Koonce also accused the Justice Department of targeting him for prosecution as a “trophy,” noting that in January 2009 his former boss, Gregg, was preparing for his confirmation as secretary of Commerce, which he subsequently declined for unrelated reasons.


First, the DoJ declined to prosecute Mr. Koonce precisely because he wasn't a trophy. As we've opined many times before, we here at the ACR Blog never understood why the DoJ gave Mr. Koonce as much attention as they did since Mr. Koonce was likely not in a position to help the DoJ build cases against bigger fish.

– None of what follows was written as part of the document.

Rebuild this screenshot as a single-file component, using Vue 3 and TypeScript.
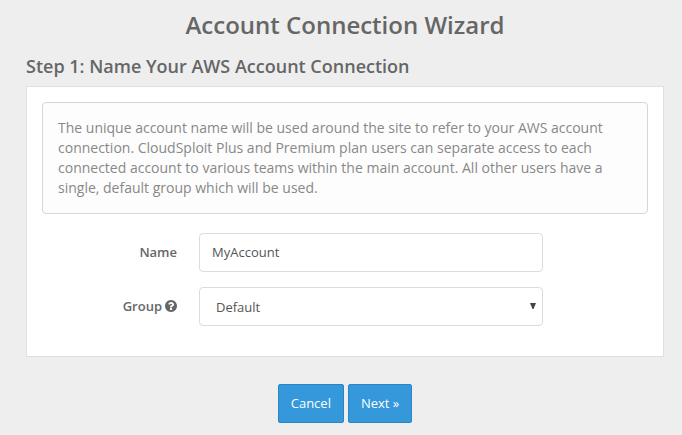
<script setup lang="ts">
import { ref } from 'vue'

const accountName = ref<string>('MyAccount')
const groups: string[] = ['Default']
const group = ref<string>(groups[0])
</script>

<template>
  <main class="wizard">
    <h1 class="title">Account Connection Wizard</h1>
    <h2 class="step">Step 1: Name Your AWS Account Connection</h2>
    <form id="connection" class="panel" @submit.prevent>
      <p class="well">
        The unique account name will be used around the site to refer to your AWS account
        connection. CloudSploit Plus and Premium plan users can separate access to each connected
        account to various teams within the main account. All other users have a single, default
        group which will be used.
      </p>
      <div class="row">
        <label class="label" for="name">Name</label>
        <input id="name" v-model="accountName" class="control" type="text" />
      </div>
      <div class="row">
        <label class="label" for="group">
          Group
          <svg class="help" viewBox="0 0 1536 1536" aria-hidden="true">
            <path
              fill="currentColor"
              d="M896 1248v-192q0-14-9-23t-23-9h-192q-14 0-23 9t-9 23v192q0 14 9 23t23 9h192q14 0 23-9t9-23zm256-672q0-88-55.500-163t-138.500-116-170-41q-243 0-371 213-15 24 8 42l132 100q7 6 19 6 16 0 25-12 53-68 86-92 34-24 86-24 48 0 85.500 26t37.500 59q0 38-20 61t-68 45q-63 28-115.500 86.500t-52.500 125.500v36q0 14 9 23t23 9h192q14 0 23-9t9-23q0-19 21.500-49.500t54.500-49.500q32-18 49-28.500t46-35 44.500-48 28-60.500 12.500-81zm384 192q0 209-103 385.500t-279.500 279.500-385.500 103-385.500-103-279.500-279.500-103-385.500 103-385.500 279.500-279.500 385.500-103 385.500 103 279.500 279.500 103 385.500z"
            />
          </svg>
        </label>
        <div class="picker">
          <select id="group" v-model="group" class="control select">
            <option v-for="g in groups" :key="g" :value="g">{{ g }}</option>
          </select>
          <svg class="arrow" viewBox="0 0 6 6" aria-hidden="true">
            <path d="M0 0h6L3.500 6h-1z" fill="#444" />
          </svg>
        </div>
      </div>
    </form>
    <div class="actions">
      <button class="button" type="button">Cancel</button>
      <button class="button" type="submit" form="connection">Next »</button>
    </div>
  </main>
</template>

<style>
body {
  background: #eee;
}
</style>

<style scoped>
.wizard {
  padding: 8px 18px 12px 26px;
  color: #666;
  font-family: 'Open Sans', 'Liberation Sans', sans-serif;
  font-size: 13px;
  line-height: 20px;
}
.title {
  margin: 0;
  font-size: 24px;
  font-weight: 600;
  line-height: 34px;
  text-align: center;
}
.step {
  margin: 12px 0 8px;
  font-size: 18px;
  font-weight: 600;
  line-height: 24px;
}
.panel {
  display: flex;
  flex-direction: column;
  gap: 15px;
  padding: 15px 15px 30px;
  border: 1px solid #e0e0e0;
  background: #fff;
}
.well {
  margin: 0 0 4px;
  padding: 15px;
  border: 1px solid #d6d6d6;
  border-radius: 4px;
  background: #fdfdfd;
  color: #888;
  font-size: 14px;
}
.row {
  display: grid;
  grid-template-columns: 157fr 344fr 105fr;
  align-items: center;
}
.label {
  display: flex;
  align-items: center;
  justify-content: flex-end;
  gap: 3px;
  padding: 0 22px 2px 0;
  font-weight: 600;
}
.help {
  width: 12px;
  height: 12px;
}
.control {
  box-sizing: border-box;
  display: block;
  width: 100%;
  height: 39px;
  margin: 0;
  padding: 8px 12px 10px;
  border: 1px solid #dcdcdc;
  border-radius: 4px;
  background: #fff;
  color: #555;
  font: inherit;
}
.picker {
  position: relative;
}
.select {
  padding: 8px 16px;
  appearance: none;
}
.arrow {
  position: absolute;
  top: 16px;
  right: 7px;
  width: 6px;
  height: 6px;
  pointer-events: none;
}
.actions {
  display: flex;
  justify-content: center;
  gap: 4px;
  margin-top: 27px;
}
.button {
  height: 39px;
  padding: 0 12px 2px;
  border: 1px solid #2a85c4;
  border-radius: 2px;
  background: #3498db;
  color: #fff;
  font: inherit;
}
</style>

Mr. Koonce is also off base when he connects his fate to his former boss's nomination to be Secretary of Commerce. On the very day that the AP identified Mr. Koonce as Staffer F, the ACR Blog discouraged its readers from drawing the inference that Sen. Gregg was implicated in this matter. In the broader scandal context, it seems most likely that the DoJ began to look at Mr. Koonce as a result of the plea agreements of James Hirni (November 21, 2008) and Todd Boulanger (January 15, 2009). Both of these events occurred before the first reports that President Obama was considering Sen. Gregg for Secretary of Commerce (January 29, 2009).

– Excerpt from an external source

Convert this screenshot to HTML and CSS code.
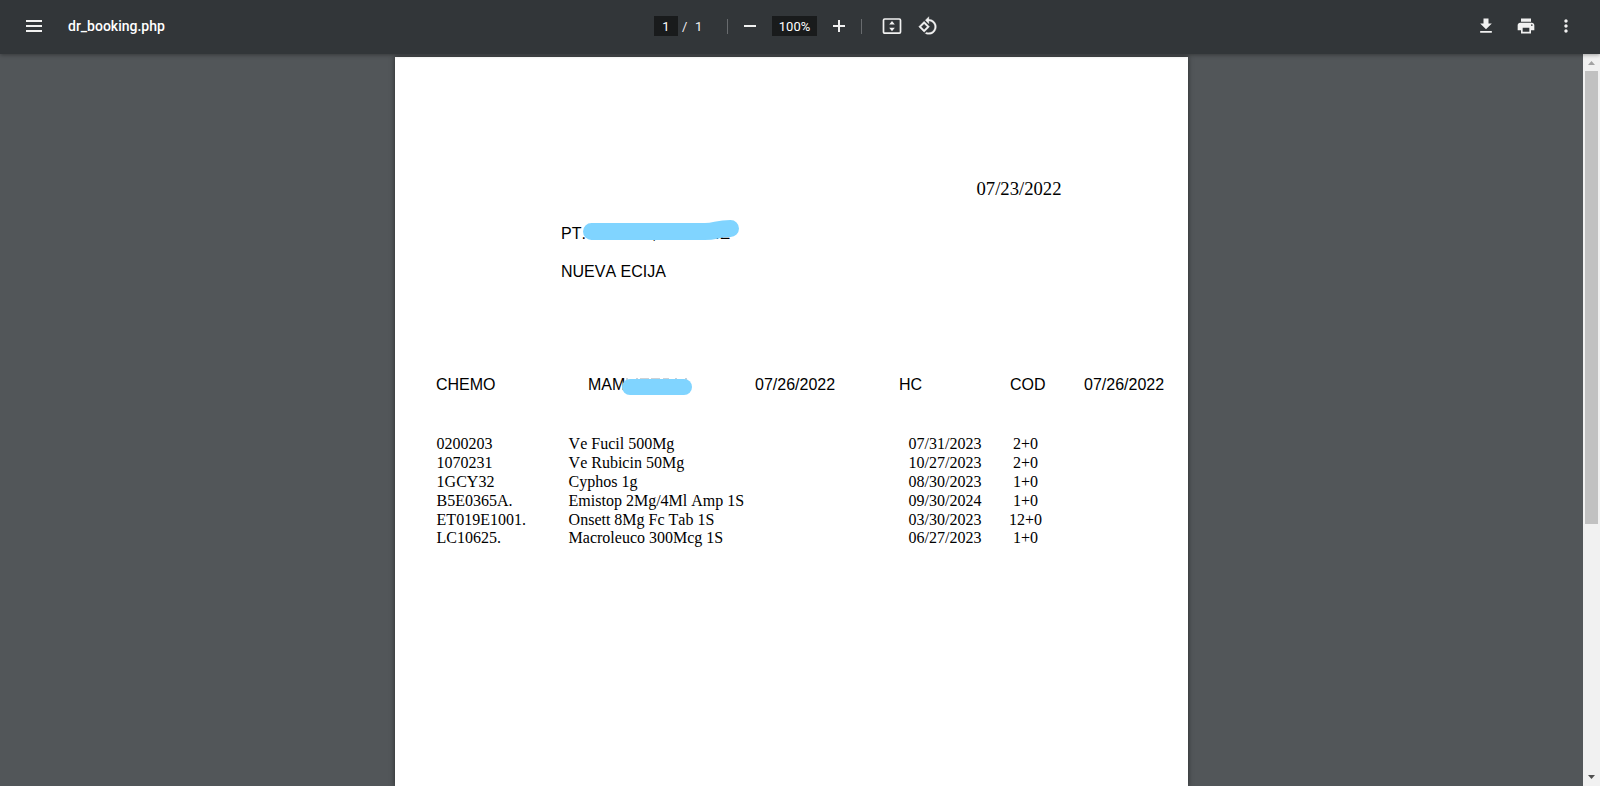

Since we believe that Mr. Koonce's complaint is without merit, we don't expect it to be newsworthy in the future. And if this is the last time we mention Kevin Koonce, it'll be just fine by us. Mr. Koonce says he's been "waiting for this to go away". If only he would just let it go away.

Tuesday, January 5, 2010

January 7, 2010: John Albaugh Status

U.S. District Judge Ellen S. Huvelle has scheduled a status conference for Thursday in U.S. v. John Albaugh. Of course, this isn't the first time a status conference has been scheduled in this case. In the past, though, the status conference has been deferred. Judging from a document filed by Mr. Albaugh's attorney last week, Thursday's status hearing will not be deferred. Jeffrey Jacobovitz, Mr. Albaugh's attorney, indicated to Judge Huvelle that he was prepared to attend the status hearing.

Back in the summer, the Justice Department anticipated setting a sentencing date for Mr. Albaugh by the end of 2009. Since then, Judge Huvelle has strongly urged the DoJ to sentence defendants in the greater Jack Abramoff scandal. Don't be surprised if we emerge from Thursday's status conference with a sentencing date for Mr. Albaugh.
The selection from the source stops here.